INFORMATION PROVIDED ::
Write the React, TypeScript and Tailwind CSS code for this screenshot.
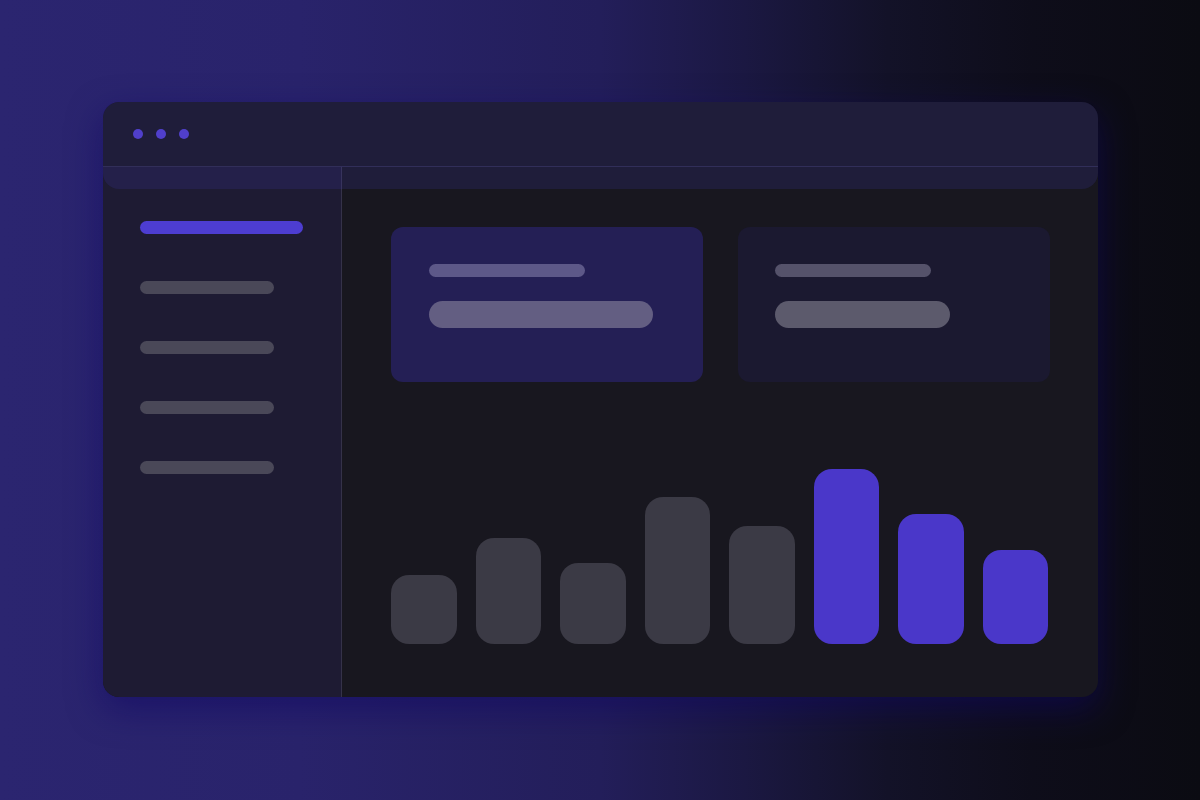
import React from 'react';

const BARS = [
  { h: 69, active: false },
  { h: 106, active: false },
  { h: 81, active: false },
  { h: 147, active: false },
  { h: 118, active: false },
  { h: 175, active: true },
  { h: 130, active: true },
  { h: 94, active: true },
];

export default function App() {
  return (
    <div className="w-[1200px] h-[800px] overflow-hidden bg-[linear-gradient(to_right,#2b2570_0%,#29236b_25%,#231e5a_50%,#1b1842_62%,#131228_74%,#0e0d1a_86%,#0b0b12_100%)] pt-[102px] pl-[103px]">
      {/* Window */}
      <div className="relative w-[995px] h-[595px] rounded-2xl overflow-hidden bg-[#18171f] shadow-[0_12px_34px_rgba(15,5,100,0.55)] flex flex-col">
        {/* header glass overlay */}
        <div className="absolute left-0 right-0 top-0 h-[87px] rounded-b-2xl bg-[rgba(70,60,200,0.16)] pointer-events-none z-10" />

        {/* Title bar */}
        <div className="h-[65px] flex-none flex items-center gap-[13px] pl-[30px] border-b border-[#2e2c44]">
          <span className="w-[10px] h-[10px] rounded-full bg-[#5340cc]" />
          <span className="w-[10px] h-[10px] rounded-full bg-[#5340cc]" />
          <span className="w-[10px] h-[10px] rounded-full bg-[#5340cc]" />
        </div>

        <div className="flex-1 flex min-h-0">
          {/* Sidebar */}
          <div className="w-[239px] flex-none bg-[#1e1b33] border-r border-[#353249] pl-[37px] pt-[54px] flex flex-col">
            <div className="w-[163px] h-[13px] rounded-full bg-[#4d3dd1]" />
            <div className="flex flex-col gap-[47px] mt-[47px]">
              <div className="w-[134px] h-[13px] rounded-full bg-[#4a4858]" />
              <div className="w-[134px] h-[13px] rounded-full bg-[#4a4858]" />
              <div className="w-[134px] h-[13px] rounded-full bg-[#4a4858]" />
              <div className="w-[134px] h-[13px] rounded-full bg-[#4a4858]" />
            </div>
          </div>

          {/* Main */}
          <div className="flex-1 flex flex-col pl-[49px] pr-[48px] pt-[60px] pb-[53px]">
            <div className="grid grid-cols-2 gap-[35px] h-[155px]">
              <div className="rounded-xl bg-[#241f55] pl-[38px] pt-[37px] flex flex-col gap-[24px]">
                <div className="w-[156px] h-[13px] rounded-full bg-[#5d5888]" />
                <div className="w-[224px] h-[27px] rounded-full bg-[#635e82]" />
              </div>
              <div className="rounded-xl bg-[#1b1930] pl-[37px] pt-[37px] flex flex-col gap-[24px]">
                <div className="w-[156px] h-[13px] rounded-full bg-[#55526a]" />
                <div className="w-[175px] h-[27px] rounded-full bg-[#5c5a6c]" />
              </div>
            </div>

            {/* Chart */}
            <div className="flex-1 flex items-end gap-[19px] mr-[2px]">
              {BARS.map((b, i) => (
                <div
                  key={i}
                  className={`flex-1 rounded-[18px] ${b.active ? 'bg-[#4a37c9]' : 'bg-[#3b3a45]'}`}
                  style={{ height: b.h }}
                />
              ))}
            </div>
          </div>
        </div>
      </div>
    </div>
  );
}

WRITTEN INSTRUCTION :: Copy exactly the lines running from the beginning of the listing through the line that has "left-0 right-0 top-0". Drop the pictures.

COMPLETE OUTPUT ::
Write the React, TypeScript and Tailwind CSS code for this screenshot.
import React from 'react';

const BARS = [
  { h: 69, active: false },
  { h: 106, active: false },
  { h: 81, active: false },
  { h: 147, active: false },
  { h: 118, active: false },
  { h: 175, active: true },
  { h: 130, active: true },
  { h: 94, active: true },
];

export default function App() {
  return (
    <div className="w-[1200px] h-[800px] overflow-hidden bg-[linear-gradient(to_right,#2b2570_0%,#29236b_25%,#231e5a_50%,#1b1842_62%,#131228_74%,#0e0d1a_86%,#0b0b12_100%)] pt-[102px] pl-[103px]">
      {/* Window */}
      <div className="relative w-[995px] h-[595px] rounded-2xl overflow-hidden bg-[#18171f] shadow-[0_12px_34px_rgba(15,5,100,0.55)] flex flex-col">
        {/* header glass overlay */}
        <div className="absolute left-0 right-0 top-0 h-[87px] rounded-b-2xl bg-[rgba(70,60,200,0.16)] pointer-events-none z-10" />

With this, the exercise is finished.